Enter wireless charging. Yes, Apple is finally using Qi (pronounced “chee”) wireless charging technology on its latest devices. While it may not be as impressive as it sounds, wireless charging is definitely an added convenience. Instead of fumbling for a wire, all you have to do is place the iPhone 8 Plus onto a pad that’s plugged into the wall. Since it’s been around for years, there’s already an established market for accessories.
But wireless isn’t without faults. There’s no good way to use your phone as it charges on the pad, and the size of a charger that can comfortably hold the iPhone 8 Plus makes it a hassle to travel with. QIiwireless also charges at the same speed as a Lightning cord, which is slower than USB-C, so it may not be the best option if you’re in a pinch. Wired fast charging is said to charge an iPhone 8 Plus to 50 percent in just 30 minutes (with a USB-C to Lightning cable ($25) and USB-C power adapter (~$50), ugh).
Should you buy iPhone 8 Plus?
I’m conflicted. There’s a lot to like about the iPhone 8 Plus, and yet, I’m finding it difficult to outright recommend. At $800, it’s one of the most expensive flagship phones without an edge-to-edge display, arguably the best smartphone feature of this year.
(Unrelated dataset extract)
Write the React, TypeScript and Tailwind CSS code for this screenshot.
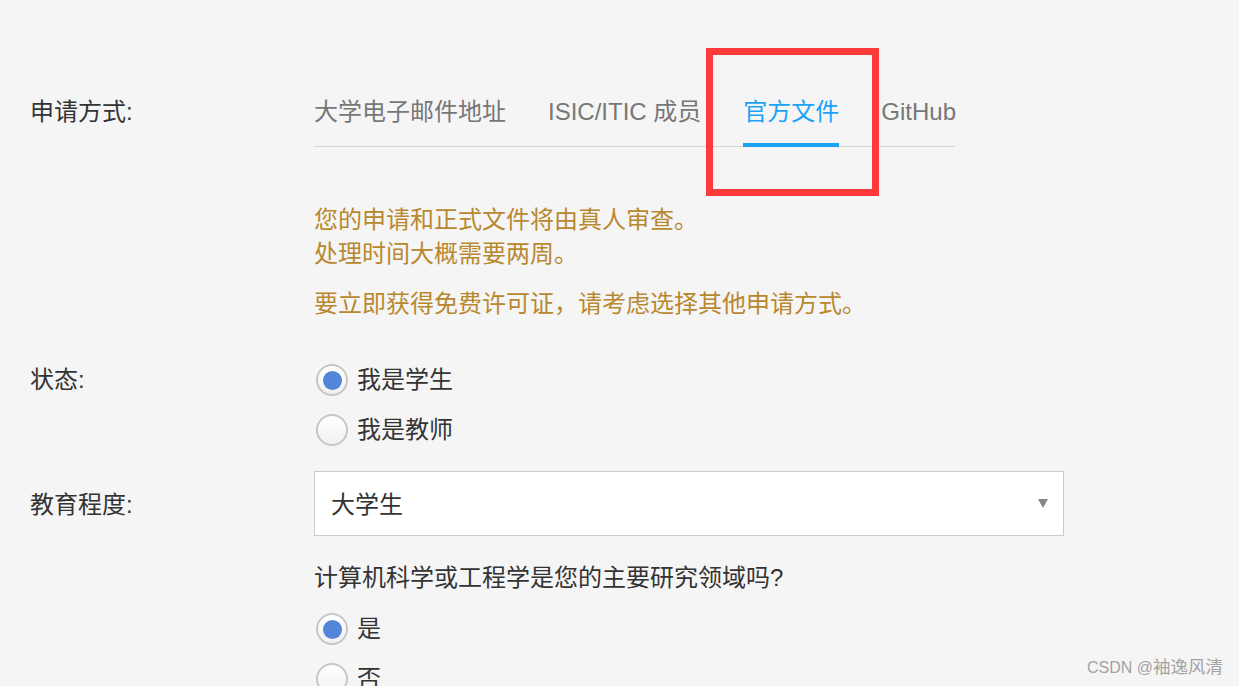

It’s an easily recommended sub-$1,000 choice for those look to upgrade today, but it just feels like Apple wanted its legendary design to go out with one last hurrah before everything changes.
In a way, the iPhone 8 Plus feels like a bridge between the devices of old and the radically different iPhone X. And if its improved camera and excellent performance are a taste of what’s to come, then we’re ready for the main course.